Reproduce the entries word for word, and omit any picture you find in them.

↓↓↓

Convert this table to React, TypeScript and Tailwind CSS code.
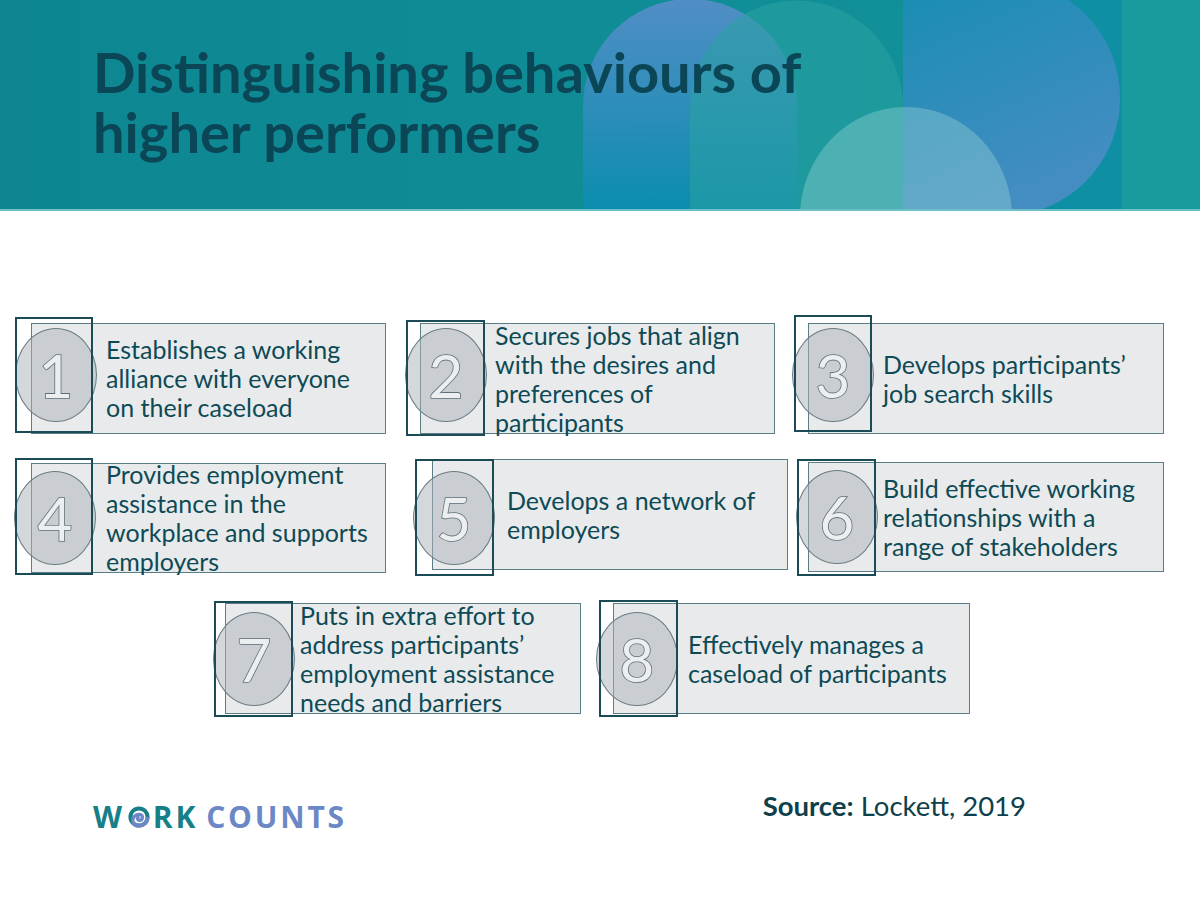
import React from "react";

type Card = {
  n: string;
  lines: string[];
  wrap: string;
  box: string;
  frame: string;
  circle: string;
};

const row1: Card[] = [
  {
    n: "1",
    lines: ["Establishes a working", "alliance with everyone", "on their caseload"],
    wrap: "ml-[15px] mt-[2px] w-[371px] h-[117px]",
    box: "ml-[16px] mt-[6px] w-[355px] h-[111px]",
    frame: "left-0 top-0 w-[78px] h-[116px]",
    circle: "left-0 top-[11px]",
  },
  {
    n: "2",
    lines: ["Secures jobs that align", "with the desires and", "preferences of", "participants"],
    wrap: "ml-[20px] mt-[5px] w-[369px] h-[116px]",
    box: "ml-[14px] mt-[3px] w-[355px] h-[111px]",
    frame: "left-0 top-0 w-[79px] h-[116px]",
    circle: "-left-[1px] top-[8px]",
  },
  {
    n: "3",
    lines: ["Develops participants\u2019", "job search skills"],
    wrap: "ml-[19px] mt-0 w-[370px] h-[119px]",
    box: "ml-[14px] mt-[8px] w-[356px] h-[111px]",
    frame: "left-0 top-0 w-[78px] h-[117px]",
    circle: "-left-[2px] top-[13px]",
  },
];

const row2: Card[] = [
  {
    n: "4",
    lines: ["Provides employment", "assistance in the", "workplace and supports", "employers"],
    wrap: "ml-[15px] mt-0 w-[371px] h-[117px]",
    box: "ml-[16px] mt-[5px] w-[355px] h-[110px]",
    frame: "left-0 top-0 w-[78px] h-[117px]",
    circle: "-left-[1px] top-[13px]",
  },
  {
    n: "5",
    lines: ["Develops a network of", "employers"],
    wrap: "ml-[29px] mt-[1px] w-[373px] h-[117px]",
    box: "ml-[17px] mt-0 w-[356px] h-[111px]",
    frame: "left-0 top-0 w-[79px] h-[117px]",
    circle: "-left-[2px] top-[12px]",
  },
  {
    n: "6",
    lines: ["Build effective working", "relationships with a", "range of stakeholders"],
    wrap: "ml-[9px] mt-[1px] w-[367px] h-[117px]",
    box: "ml-[11px] mt-[3px] w-[356px] h-[110px]",
    frame: "left-0 top-0 w-[79px] h-[117px]",
    circle: "-left-[1px] top-[11px]",
  },
];

const row3: Card[] = [
  {
    n: "7",
    lines: ["Puts in extra effort to", "address participants\u2019", "employment assistance", "needs and barriers"],
    wrap: "ml-[214px] mt-[1px] w-[367px] h-[116px]",
    box: "ml-[11px] mt-[2px] w-[356px] h-[111px]",
    frame: "left-0 top-0 w-[79px] h-[116px]",
    circle: "-left-[1px] top-[11px]",
  },
  {
    n: "8",
    lines: ["Effectively manages a", "caseload of participants"],
    wrap: "ml-[18px] mt-0 w-[371px] h-[117px]",
    box: "ml-[14px] mt-[3px] w-[357px] h-[111px]",
    frame: "left-0 top-0 w-[79px] h-[117px]",
    circle: "-left-[3px] top-[12px]",
  },
];

function CardView({ c }: { c: Card }) {
  return (
    <div className={`relative shrink-0 ${c.wrap}`}>
      <div
        className={`${c.box} flex items-center border border-[#5b7e86] bg-[#e8eaec] pl-[74px]`}
      >
        <div className="font-['Lato',sans-serif] text-[25px] leading-[29px] text-[#0e4a55]">
          {c.lines.map((l, i) => (
            <div key={i} className="whitespace-nowrap">
              {l}
            </div>
          ))}
        </div>
      </div>
      <div
        className={`absolute ${c.circle} flex h-[94px] w-[82px] items-center justify-center rounded-[50%] border border-[#6b7d82] bg-[rgba(172,178,184,0.5)]`}
      >
        <span className="font-['Lato',sans-serif] text-[60px] font-normal leading-none text-[#eceef0] [-webkit-text-stroke:1.6px_#5f6f74] [paint-order:stroke_fill]">
          {c.n}
        </span>
      </div>
      <div className={`absolute ${c.frame} border-2 border-[#1b4b56]`} />
    </div>
  );
}

function Swirl() {
  return (
    <svg width="22" height="22" viewBox="0 0 22 22" className="mx-[3px] shrink-0">
      <circle cx="11" cy="11" r="8.6" fill="none" stroke="#167f87" strokeWidth="4" />
      <path d="M19.6 11 A8.6 8.6 0 0 1 5.5 17.6" fill="none" stroke="#6c87c6" strokeWidth="4" />
      <path d="M5.5 17.6 C 2.8 12.5, 7.5 7.2, 12.4 8.6 C 15.4 9.6, 15 14.2, 11.6 14.4 C 9.6 14.5, 8.8 12.4, 10.2 11.4" fill="none" stroke="#6c87c6" strokeWidth="3.2" strokeLinecap="round" />
    </svg>
  );
}

export default function App() {
  return (
    <div className="relative h-[898px] w-[1200px] overflow-hidden bg-white">
      <header className="relative h-[211px] overflow-hidden">
        <svg className="absolute inset-0" width="1200" height="211" viewBox="0 0 1200 211">
          <defs>
            <linearGradient id="bg" x1="0" x2="1" y1="0" y2="0">
              <stop offset="0" stopColor="#0d8691" />
              <stop offset="1" stopColor="#12939b" />
            </linearGradient>
            <linearGradient id="p1" x1="0" y1="0" x2="0" y2="1">
              <stop offset="0" stopColor="#5a8ecc" />
              <stop offset="1" stopColor="#0a8db0" />
            </linearGradient>
            <linearGradient id="dd" x1="0" y1="0" x2="0.4" y2="1">
              <stop offset="0" stopColor="#1a8db5" />
              <stop offset="1" stopColor="#4e8dc8" />
            </linearGradient>
          </defs>
          <rect width="1200" height="211" fill="url(#bg)" />
          <rect x="1122" width="78" height="211" fill="#1fa0a3" opacity="0.55" />
          <rect x="903" width="219" height="211" fill="#0c8cac" opacity="0.5" />
          <path d="M583 211 V106 A107 107 0 0 1 797 106 V211 Z" fill="url(#p1)" opacity="0.88" />
          <path d="M690 211 V107 A106.5 106.5 0 0 1 903 107 V211 Z" fill="#2aa3a3" opacity="0.55" />
          <path d="M903 -20 H1003 A117 118 0 0 1 1003 216 H903 Z" fill="url(#dd)" opacity="0.85" />
          <ellipse cx="906" cy="217" rx="106" ry="110" fill="#9ad6d6" opacity="0.38" />
          <rect y="209" width="1200" height="2" fill="#6cc0c6" />
        </svg>
        <h1 className="relative pl-[93px] pt-[42px] font-['Lato',sans-serif] text-[56px] font-bold text-[#0b4656]">
          <span className="block h-[60px] leading-[60px]">Distinguishing behaviours of</span>
          <span className="block h-[60px] leading-[60px]">higher performers</span>
        </h1>
      </header>

      <main className="flex flex-col pt-[104px]">
        <div className="flex h-[143px] items-start">
          {row1.map((c) => (
            <CardView key={c.n} c={c} />
          ))}
        </div>
        <div className="flex h-[142px] items-start">
          {row2.map((c) => (
            <CardView key={c.n} c={c} />
          ))}
        </div>
        <div className="flex h-[118px] items-start">
          {row3.map((c) => (
            <CardView key={c.n} c={c} />
          ))}
        </div>

        <div className="mt-[72px] flex items-start">
          <div className="ml-[93px] mt-[12px] flex items-center font-['Open_Sans',sans-serif] text-[30px] font-bold leading-none tracking-[2.8px]">
            <span className="text-[#167f87]">W</span>
            <Swirl />
            <span className="text-[#167f87]">RK</span>
            <span className="ml-[8px] text-[#6c87c6]">COUNTS</span>
          </div>
          <div className="ml-auto mr-[174px] mt-[2px] font-['Lato',sans-serif] text-[27.5px] leading-none text-[#0e3f4a]">
            <span className="font-bold">Source:</span> Lockett, 2019
          </div>
        </div>
      </main>
    </div>
  );
}
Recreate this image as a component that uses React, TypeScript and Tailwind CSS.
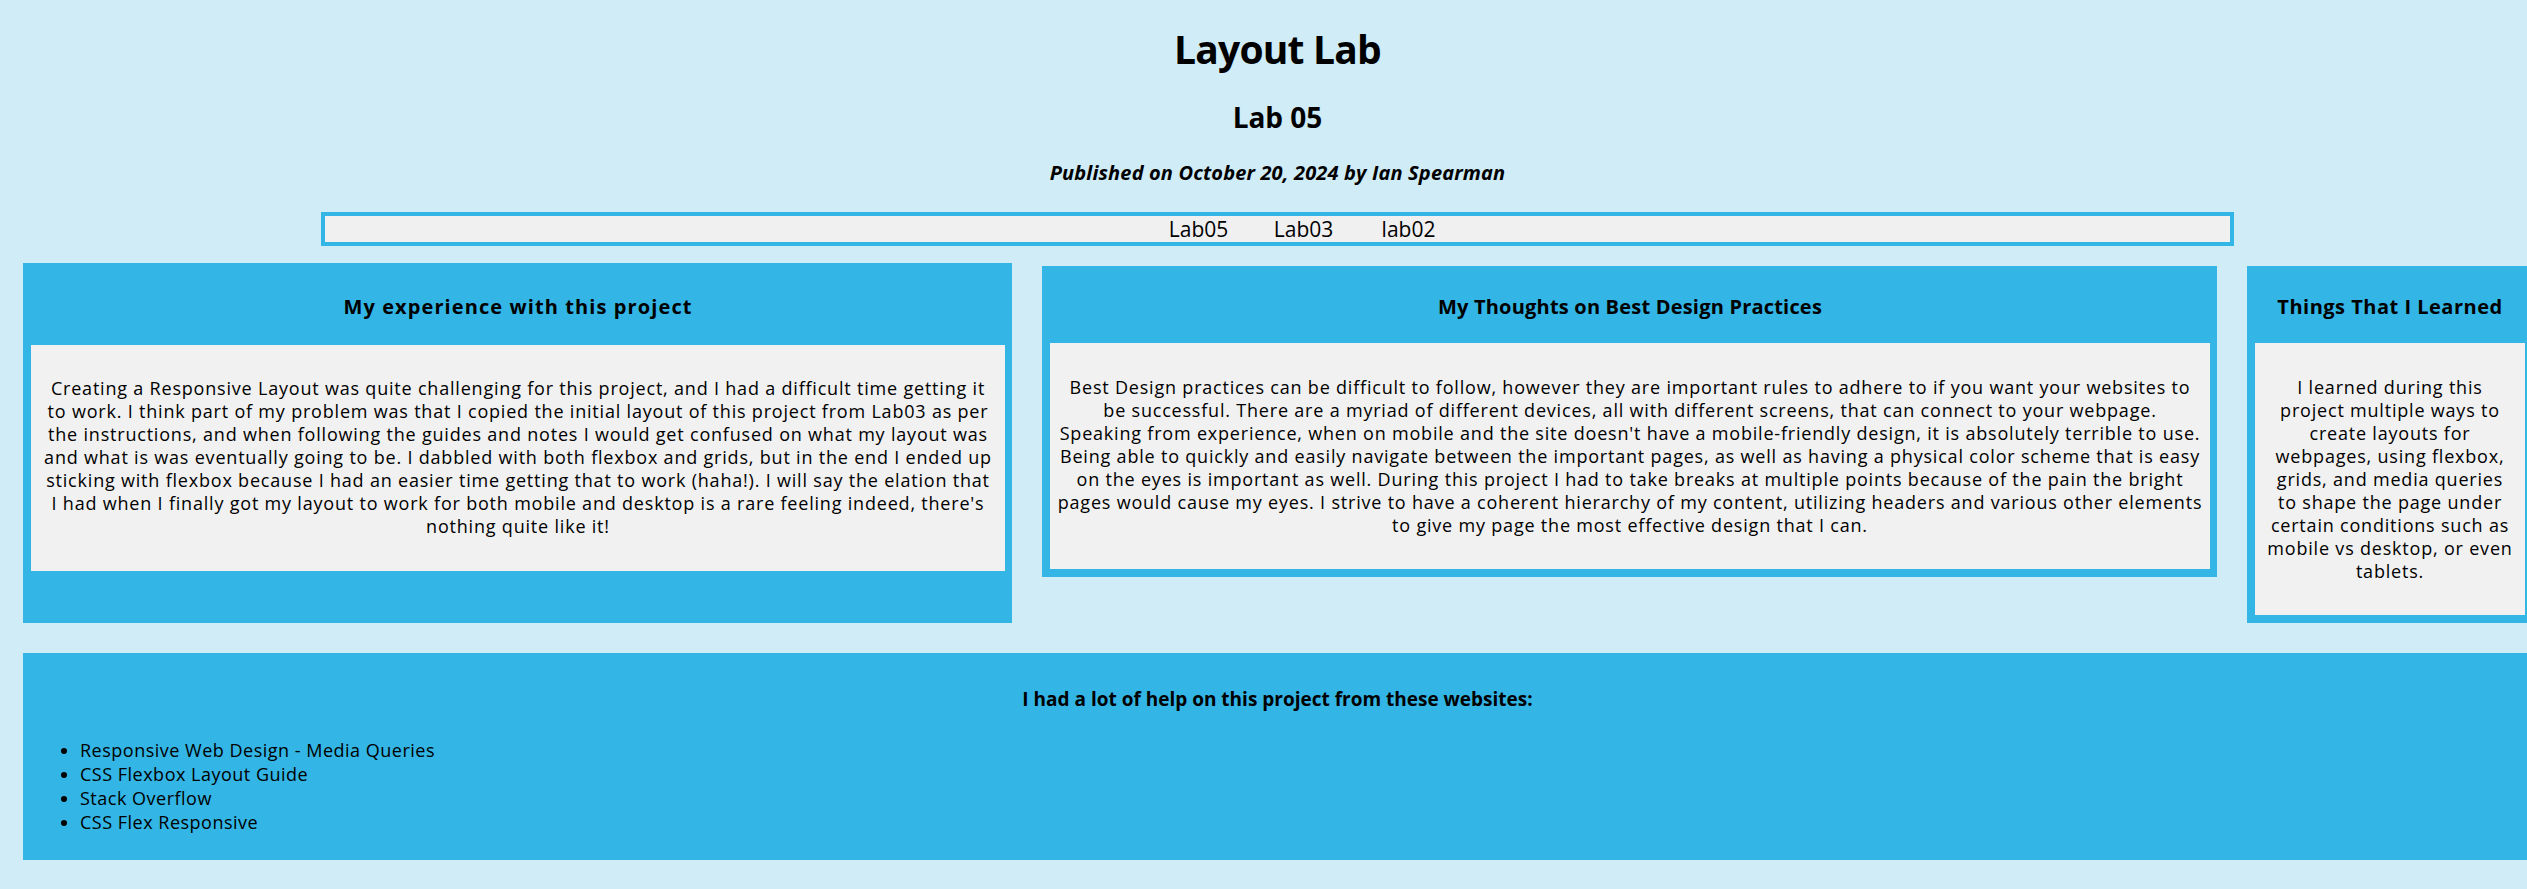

↑↑↑

- **ANSWER TO THIS PROBLEM**:
Convert this table to React, TypeScript and Tailwind CSS code.
import React from "react";

type Card = {
  n: string;
  lines: string[];
  wrap: string;
  box: string;
  frame: string;
  circle: string;
};

const row1: Card[] = [
  {
    n: "1",
    lines: ["Establishes a working", "alliance with everyone", "on their caseload"],
    wrap: "ml-[15px] mt-[2px] w-[371px] h-[117px]",
    box: "ml-[16px] mt-[6px] w-[355px] h-[111px]",
    frame: "left-0 top-0 w-[78px] h-[116px]",
    circle: "left-0 top-[11px]",
  },
  {
    n: "2",
    lines: ["Secures jobs that align", "with the desires and", "preferences of", "participants"],
    wrap: "ml-[20px] mt-[5px] w-[369px] h-[116px]",
    box: "ml-[14px] mt-[3px] w-[355px] h-[111px]",
    frame: "left-0 top-0 w-[79px] h-[116px]",
    circle: "-left-[1px] top-[8px]",
  },
  {
    n: "3",
    lines: ["Develops participants\u2019", "job search skills"],
    wrap: "ml-[19px] mt-0 w-[370px] h-[119px]",
    box: "ml-[14px] mt-[8px] w-[356px] h-[111px]",
    frame: "left-0 top-0 w-[78px] h-[117px]",
    circle: "-left-[2px] top-[13px]",
  },
];

const row2: Card[] = [
  {
    n: "4",
    lines: ["Provides employment", "assistance in the", "workplace and supports", "employers"],
    wrap: "ml-[15px] mt-0 w-[371px] h-[117px]",
    box: "ml-[16px] mt-[5px] w-[355px] h-[110px]",
    frame: "left-0 top-0 w-[78px] h-[117px]",
    circle: "-left-[1px] top-[13px]",
  },
  {
    n: "5",
    lines: ["Develops a network of", "employers"],
    wrap: "ml-[29px] mt-[1px] w-[373px] h-[117px]",
    box: "ml-[17px] mt-0 w-[356px] h-[111px]",
    frame: "left-0 top-0 w-[79px] h-[117px]",
    circle: "-left-[2px] top-[12px]",
  },
  {
    n: "6",
    lines: ["Build effective working", "relationships with a", "range of stakeholders"],
    wrap: "ml-[9px] mt-[1px] w-[367px] h-[117px]",
    box: "ml-[11px] mt-[3px] w-[356px] h-[110px]",
    frame: "left-0 top-0 w-[79px] h-[117px]",
    circle: "-left-[1px] top-[11px]",
  },
];

const row3: Card[] = [
  {
    n: "7",
    lines: ["Puts in extra effort to", "address participants\u2019", "employment assistance", "needs and barriers"],
    wrap: "ml-[214px] mt-[1px] w-[367px] h-[116px]",
    box: "ml-[11px] mt-[2px] w-[356px] h-[111px]",
    frame: "left-0 top-0 w-[79px] h-[116px]",
    circle: "-left-[1px] top-[11px]",
  },
  {
    n: "8",
    lines: ["Effectively manages a", "caseload of participants"],
    wrap: "ml-[18px] mt-0 w-[371px] h-[117px]",
    box: "ml-[14px] mt-[3px] w-[357px] h-[111px]",
    frame: "left-0 top-0 w-[79px] h-[117px]",
    circle: "-left-[3px] top-[12px]",
  },
];

function CardView({ c }: { c: Card }) {
  return (
    <div className={`relative shrink-0 ${c.wrap}`}>
      <div
        className={`${c.box} flex items-center border border-[#5b7e86] bg-[#e8eaec] pl-[74px]`}
      >
        <div className="font-['Lato',sans-serif] text-[25px] leading-[29px] text-[#0e4a55]">
          {c.lines.map((l, i) => (
            <div key={i} className="whitespace-nowrap">
              {l}
            </div>
          ))}
        </div>
      </div>
      <div
        className={`absolute ${c.circle} flex h-[94px] w-[82px] items-center justify-center rounded-[50%] border border-[#6b7d82] bg-[rgba(172,178,184,0.5)]`}
      >
        <span className="font-['Lato',sans-serif] text-[60px] font-normal leading-none text-[#eceef0] [-webkit-text-stroke:1.6px_#5f6f74] [paint-order:stroke_fill]">
          {c.n}
        </span>
      </div>
      <div className={`absolute ${c.frame} border-2 border-[#1b4b56]`} />
    </div>
  );
}

function Swirl() {
  return (
    <svg width="22" height="22" viewBox="0 0 22 22" className="mx-[3px] shrink-0">
      <circle cx="11" cy="11" r="8.6" fill="none" stroke="#167f87" strokeWidth="4" />
      <path d="M19.6 11 A8.6 8.6 0 0 1 5.5 17.6" fill="none" stroke="#6c87c6" strokeWidth="4" />
      <path d="M5.5 17.6 C 2.8 12.5, 7.5 7.2, 12.4 8.6 C 15.4 9.6, 15 14.2, 11.6 14.4 C 9.6 14.5, 8.8 12.4, 10.2 11.4" fill="none" stroke="#6c87c6" strokeWidth="3.2" strokeLinecap="round" />
    </svg>
  );
}

export default function App() {
  return (
    <div className="relative h-[898px] w-[1200px] overflow-hidden bg-white">
      <header className="relative h-[211px] overflow-hidden">
        <svg className="absolute inset-0" width="1200" height="211" viewBox="0 0 1200 211">
          <defs>
            <linearGradient id="bg" x1="0" x2="1" y1="0" y2="0">
              <stop offset="0" stopColor="#0d8691" />
              <stop offset="1" stopColor="#12939b" />
            </linearGradient>
            <linearGradient id="p1" x1="0" y1="0" x2="0" y2="1">
              <stop offset="0" stopColor="#5a8ecc" />
              <stop offset="1" stopColor="#0a8db0" />
            </linearGradient>
            <linearGradient id="dd" x1="0" y1="0" x2="0.4" y2="1">
              <stop offset="0" stopColor="#1a8db5" />
              <stop offset="1" stopColor="#4e8dc8" />
            </linearGradient>
          </defs>
          <rect width="1200" height="211" fill="url(#bg)" />
          <rect x="1122" width="78" height="211" fill="#1fa0a3" opacity="0.55" />
          <rect x="903" width="219" height="211" fill="#0c8cac" opacity="0.5" />
          <path d="M583 211 V106 A107 107 0 0 1 797 106 V211 Z" fill="url(#p1)" opacity="0.88" />
          <path d="M690 211 V107 A106.5 106.5 0 0 1 903 107 V211 Z" fill="#2aa3a3" opacity="0.55" />
          <path d="M903 -20 H1003 A117 118 0 0 1 1003 216 H903 Z" fill="url(#dd)" opacity="0.85" />
          <ellipse cx="906" cy="217" rx="106" ry="110" fill="#9ad6d6" opacity="0.38" />
          <rect y="209" width="1200" height="2" fill="#6cc0c6" />
        </svg>
        <h1 className="relative pl-[93px] pt-[42px] font-['Lato',sans-serif] text-[56px] font-bold text-[#0b4656]">
          <span className="block h-[60px] leading-[60px]">Distinguishing behaviours of</span>
          <span className="block h-[60px] leading-[60px]">higher performers</span>
        </h1>
      </header>

      <main className="flex flex-col pt-[104px]">
        <div className="flex h-[143px] items-start">
          {row1.map((c) => (
            <CardView key={c.n} c={c} />
          ))}
        </div>
        <div className="flex h-[142px] items-start">
          {row2.map((c) => (
            <CardView key={c.n} c={c} />
          ))}
        </div>
        <div className="flex h-[118px] items-start">
          {row3.map((c) => (
            <CardView key={c.n} c={c} />
          ))}
        </div>

        <div className="mt-[72px] flex items-start">
          <div className="ml-[93px] mt-[12px] flex items-center font-['Open_Sans',sans-serif] text-[30px] font-bold leading-none tracking-[2.8px]">
            <span className="text-[#167f87]">W</span>
            <Swirl />
            <span className="text-[#167f87]">RK</span>
            <span className="ml-[8px] text-[#6c87c6]">COUNTS</span>
          </div>
          <div className="ml-auto mr-[174px] mt-[2px] font-['Lato',sans-serif] text-[27.5px] leading-none text-[#0e3f4a]">
            <span className="font-bold">Source:</span> Lockett, 2019
          </div>
        </div>
      </main>
    </div>
  );
}
Recreate this image as a component that uses React, TypeScript and Tailwind CSS.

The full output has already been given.